Sadly, not for me. But there's no doubt the Spine delivers an epic adventure, without having to leave Britain. Arriving back home after the race I discovered a new-found appreciation of routine comforts; for a while a soft, warm bed, a beer, staying still … all seem like blissful, sumptuous luxuries to be savoured.
Beddoes-Jones says runners can help themselves prepare for a DNF or race-stopping injury by considering every possible scenario before an event – by thinking through how they'd deal with the negatives as well as the positives.

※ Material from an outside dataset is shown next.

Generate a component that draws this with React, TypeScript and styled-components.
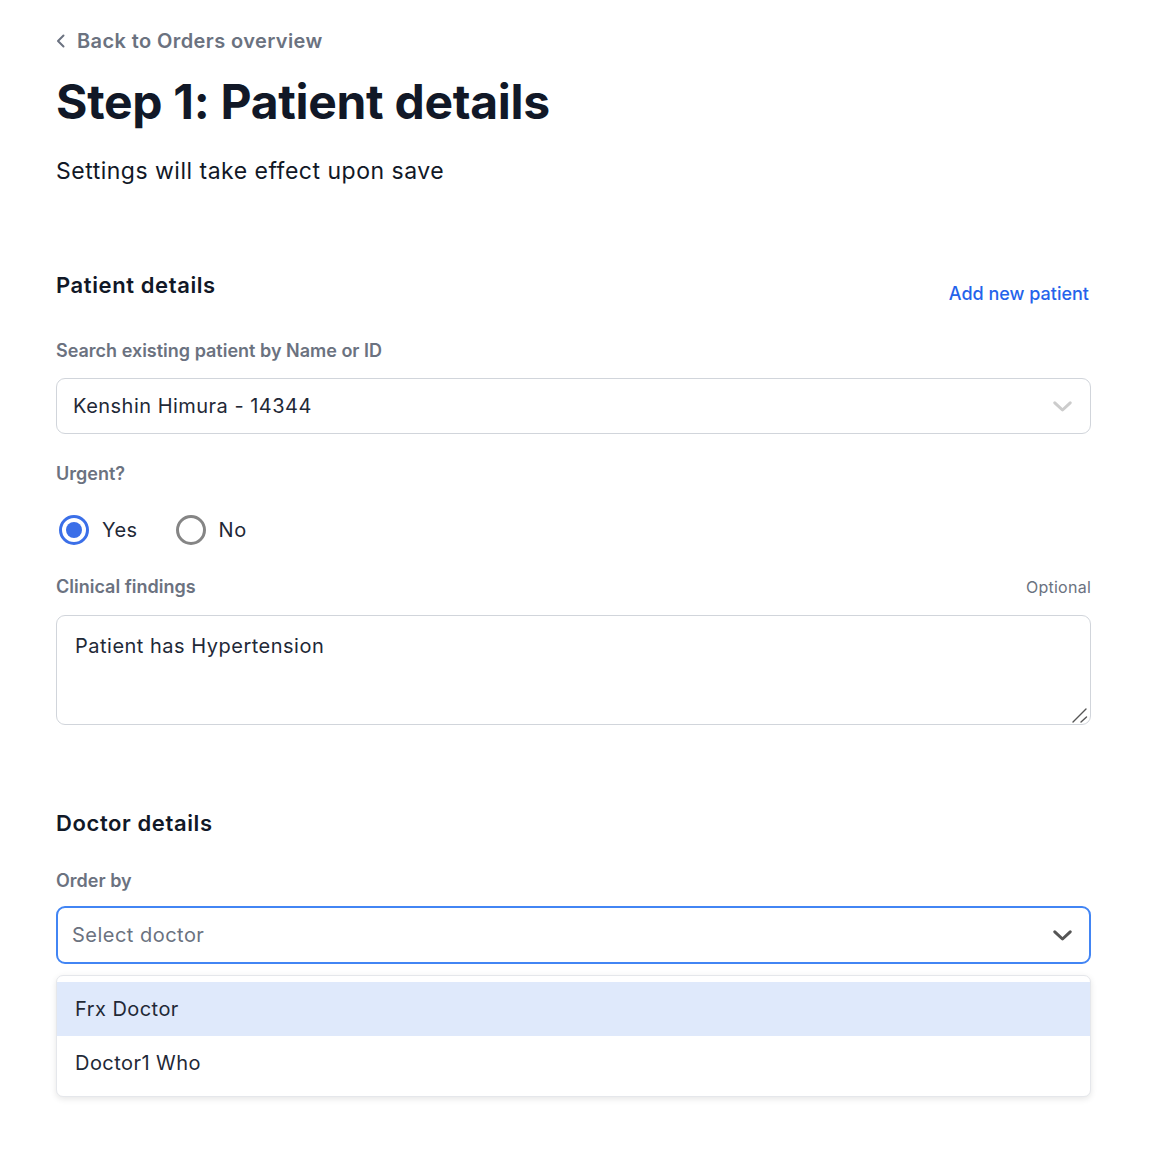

If you do drop out, then be sure to analyse what went wrong and learn from the experience before moving on, she says.
Could I have done anything differently? Personally, I felt well prepared – although perhaps a little overtrained. In hindsight it should have been obvious my schedule would see me scrambling up Pen y Ghent in the dark – so a couple more trips up there before the race would have given me the confidence I lacked. Could I have gone on to complete the remaining 170 miles? Who knows.
I ran my first ultra 18 months ago – and have since been pushing my boundaries of distance and difficulty. One lesson I thought I'd learned from DNFing the Spine was that my upper limit lay somewhere below attempting 268-mile single-stage races in winter. After a few days, though, my "never again" had predictably turned into a "maybe". You can see where this might be going...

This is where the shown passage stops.